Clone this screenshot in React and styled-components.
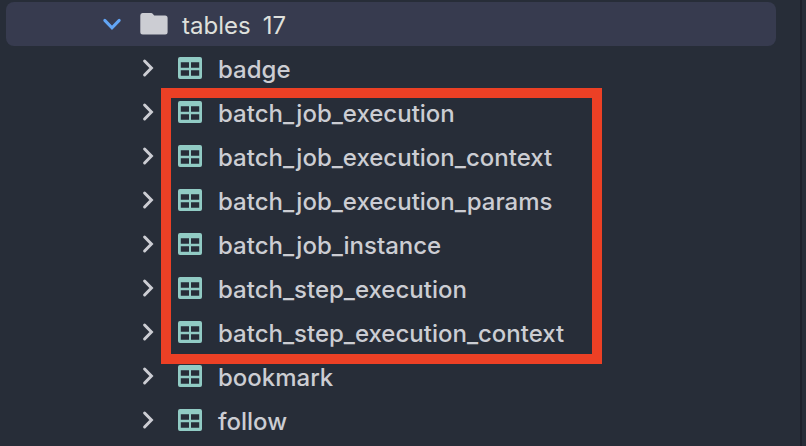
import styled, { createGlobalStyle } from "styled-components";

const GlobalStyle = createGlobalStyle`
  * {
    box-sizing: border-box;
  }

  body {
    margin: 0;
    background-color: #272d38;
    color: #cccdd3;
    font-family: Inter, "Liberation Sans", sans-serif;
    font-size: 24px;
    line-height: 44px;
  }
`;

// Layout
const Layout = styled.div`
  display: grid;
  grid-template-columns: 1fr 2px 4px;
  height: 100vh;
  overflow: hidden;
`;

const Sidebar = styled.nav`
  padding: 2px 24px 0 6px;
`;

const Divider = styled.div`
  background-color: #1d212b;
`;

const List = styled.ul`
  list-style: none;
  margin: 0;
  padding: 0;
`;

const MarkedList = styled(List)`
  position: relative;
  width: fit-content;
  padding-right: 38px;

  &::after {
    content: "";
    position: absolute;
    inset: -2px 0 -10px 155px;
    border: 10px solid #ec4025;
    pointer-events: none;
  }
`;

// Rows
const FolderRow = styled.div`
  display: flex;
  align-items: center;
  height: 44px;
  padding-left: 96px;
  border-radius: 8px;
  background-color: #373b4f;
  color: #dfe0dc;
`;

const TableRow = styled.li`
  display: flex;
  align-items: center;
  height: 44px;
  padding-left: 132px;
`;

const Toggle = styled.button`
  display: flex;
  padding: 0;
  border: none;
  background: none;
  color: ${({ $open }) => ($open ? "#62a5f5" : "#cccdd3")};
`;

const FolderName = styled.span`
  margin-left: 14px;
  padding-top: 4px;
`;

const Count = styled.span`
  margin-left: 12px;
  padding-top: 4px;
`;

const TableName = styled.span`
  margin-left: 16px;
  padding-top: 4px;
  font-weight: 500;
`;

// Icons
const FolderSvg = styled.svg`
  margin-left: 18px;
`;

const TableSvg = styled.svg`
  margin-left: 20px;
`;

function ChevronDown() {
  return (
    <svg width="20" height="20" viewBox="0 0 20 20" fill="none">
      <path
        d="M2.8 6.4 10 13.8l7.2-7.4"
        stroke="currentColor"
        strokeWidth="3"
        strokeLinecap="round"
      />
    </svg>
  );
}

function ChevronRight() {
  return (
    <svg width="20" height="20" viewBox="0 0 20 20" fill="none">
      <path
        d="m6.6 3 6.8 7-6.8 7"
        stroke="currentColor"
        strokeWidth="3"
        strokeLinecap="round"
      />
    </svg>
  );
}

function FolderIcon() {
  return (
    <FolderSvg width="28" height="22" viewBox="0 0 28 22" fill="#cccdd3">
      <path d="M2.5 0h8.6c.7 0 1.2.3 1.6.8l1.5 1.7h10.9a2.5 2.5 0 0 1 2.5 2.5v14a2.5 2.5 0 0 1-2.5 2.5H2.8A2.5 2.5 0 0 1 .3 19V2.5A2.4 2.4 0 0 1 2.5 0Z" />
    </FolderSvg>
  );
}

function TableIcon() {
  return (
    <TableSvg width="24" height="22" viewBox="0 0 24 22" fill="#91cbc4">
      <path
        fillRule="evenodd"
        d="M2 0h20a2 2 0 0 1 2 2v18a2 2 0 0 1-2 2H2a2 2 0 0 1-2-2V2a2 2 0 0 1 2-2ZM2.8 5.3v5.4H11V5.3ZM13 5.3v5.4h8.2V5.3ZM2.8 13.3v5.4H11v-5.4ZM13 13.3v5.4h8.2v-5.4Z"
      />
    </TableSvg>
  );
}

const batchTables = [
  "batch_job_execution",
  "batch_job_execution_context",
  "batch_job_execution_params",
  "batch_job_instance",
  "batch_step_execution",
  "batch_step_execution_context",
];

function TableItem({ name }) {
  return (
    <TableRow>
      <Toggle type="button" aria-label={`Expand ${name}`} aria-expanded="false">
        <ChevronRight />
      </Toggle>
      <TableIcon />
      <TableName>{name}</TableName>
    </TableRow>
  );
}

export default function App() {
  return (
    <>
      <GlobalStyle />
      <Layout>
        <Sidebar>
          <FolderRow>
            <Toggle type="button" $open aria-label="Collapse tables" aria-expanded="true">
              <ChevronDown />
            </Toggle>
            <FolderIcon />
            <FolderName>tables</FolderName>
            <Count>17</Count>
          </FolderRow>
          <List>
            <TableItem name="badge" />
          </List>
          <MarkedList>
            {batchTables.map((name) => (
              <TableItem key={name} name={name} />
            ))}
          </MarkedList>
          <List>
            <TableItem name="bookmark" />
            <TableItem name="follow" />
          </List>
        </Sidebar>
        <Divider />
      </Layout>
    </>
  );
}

...

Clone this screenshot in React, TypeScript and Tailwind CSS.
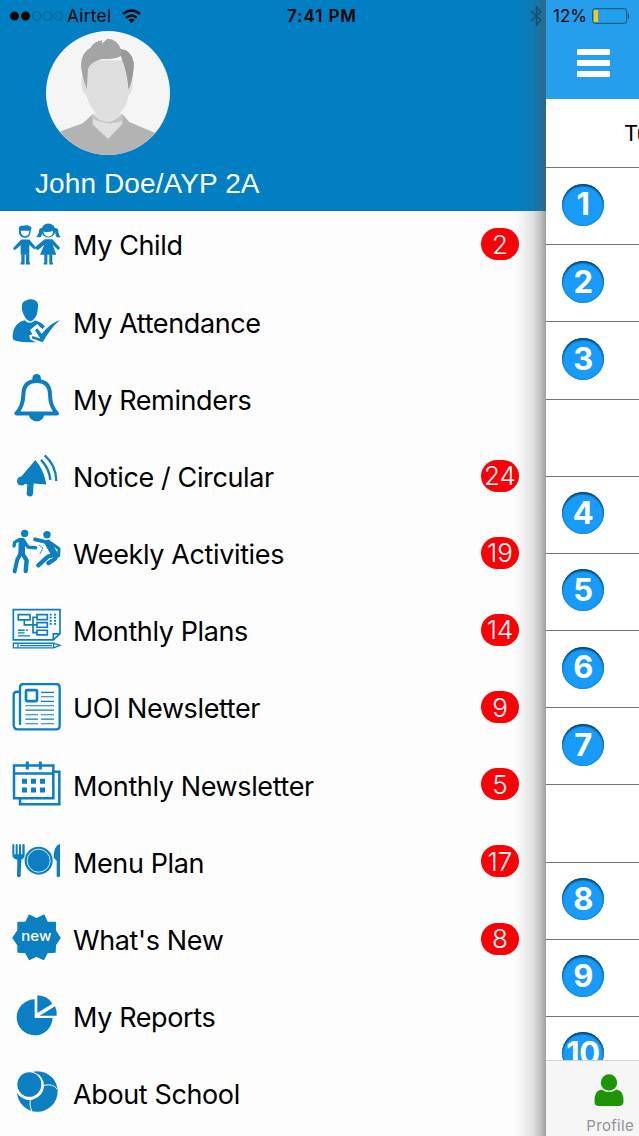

* * *

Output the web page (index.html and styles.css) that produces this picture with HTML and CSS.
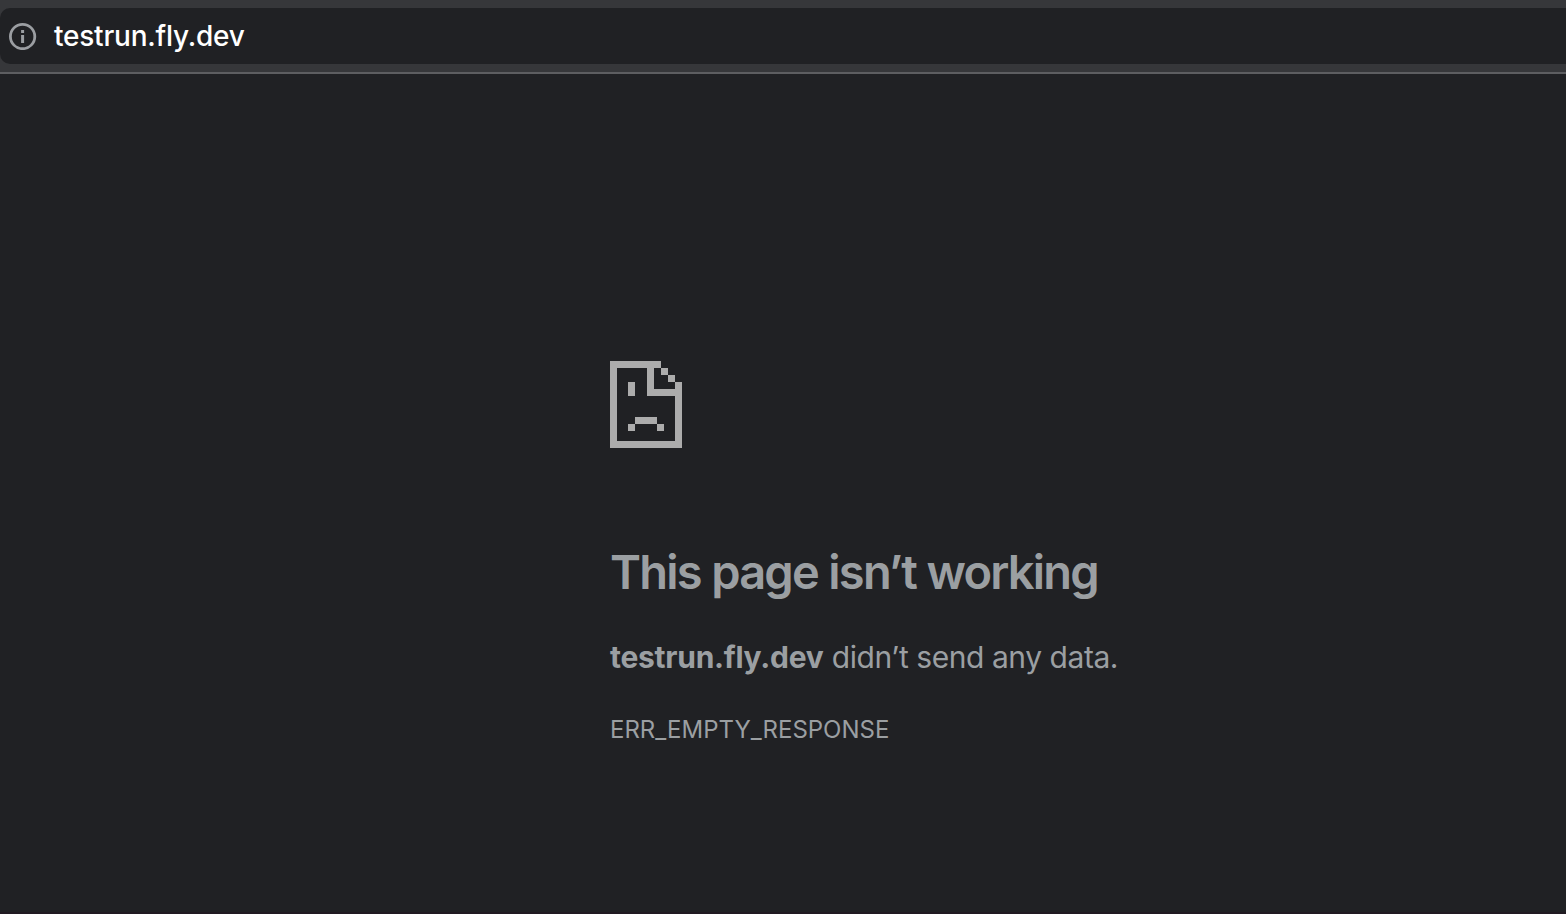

### STATED EXERCISE:
For the material above, give again only the lines starting at the line that contains "Clone this screenshot in React and" and ending at the line that contains "padding-right: 38px;". Pictures do not belong in the copy.

### SOLUTION TO THE EXERCISE:
Clone this screenshot in React and styled-components.
import styled, { createGlobalStyle } from "styled-components";

const GlobalStyle = createGlobalStyle`
  * {
    box-sizing: border-box;
  }

  body {
    margin: 0;
    background-color: #272d38;
    color: #cccdd3;
    font-family: Inter, "Liberation Sans", sans-serif;
    font-size: 24px;
    line-height: 44px;
  }
`;

// Layout
const Layout = styled.div`
  display: grid;
  grid-template-columns: 1fr 2px 4px;
  height: 100vh;
  overflow: hidden;
`;

const Sidebar = styled.nav`
  padding: 2px 24px 0 6px;
`;

const Divider = styled.div`
  background-color: #1d212b;
`;

const List = styled.ul`
  list-style: none;
  margin: 0;
  padding: 0;
`;

const MarkedList = styled(List)`
  position: relative;
  width: fit-content;
  padding-right: 38px;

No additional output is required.